Indemnisation et financement
Jugé "adapté" par les députés, car il permet la solidarité et aux assureurs de se réassurer avec la garantie de l’Etat, le régime des catastrophes naturelles n’en est pas moins "vulnérable" et, ajouté au Fonds Barnier, qui reste insuffisamment doté, il ne réussit pas au final à atteindre un niveau d’indemnisation satisfaisant. Députés et sénateurs préconisent de consolider ce fonds par un prélèvement de la Caisse centrale de réassurance (CCR). Dans tous les cas, il faut "garantir une ressource pérenne" car le constat est unanime : lenteur dans les aides aux professionnels et agriculteurs en grande difficulté (les premières aides validées par Bruxelles, une vingtaine de millions d’euros, sont attendues cet été). Quant aux collectivités, elles n'ont pas encore perçu les aides annoncées par l’Etat. Elles n'ont touché que celles des départements et des régions.
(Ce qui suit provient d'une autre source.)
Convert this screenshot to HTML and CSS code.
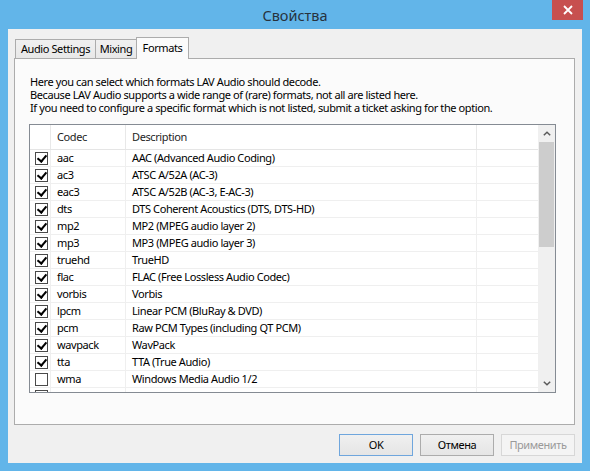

Pour les sénateurs, c’est au niveau européen qu’il faut agir : ils proposent de promouvoir une révision des modalités de contrôle des aides publiques versées à la suite d’une catastrophe naturelle. Pour les collectivités, ils proposent de mettre en place un mode de compensation des pertes de recettes fiscales que la démolition des maisons situées en zone d’acquisition amiable induira. Et de recourir également à la solidarité nationale pour réparer les biens non assurables, en particulier les infrastructures. Enfin, les députés ajoutent qu’il faut inciter les assureurs à jouer un rôle plus fort en termes de prévention.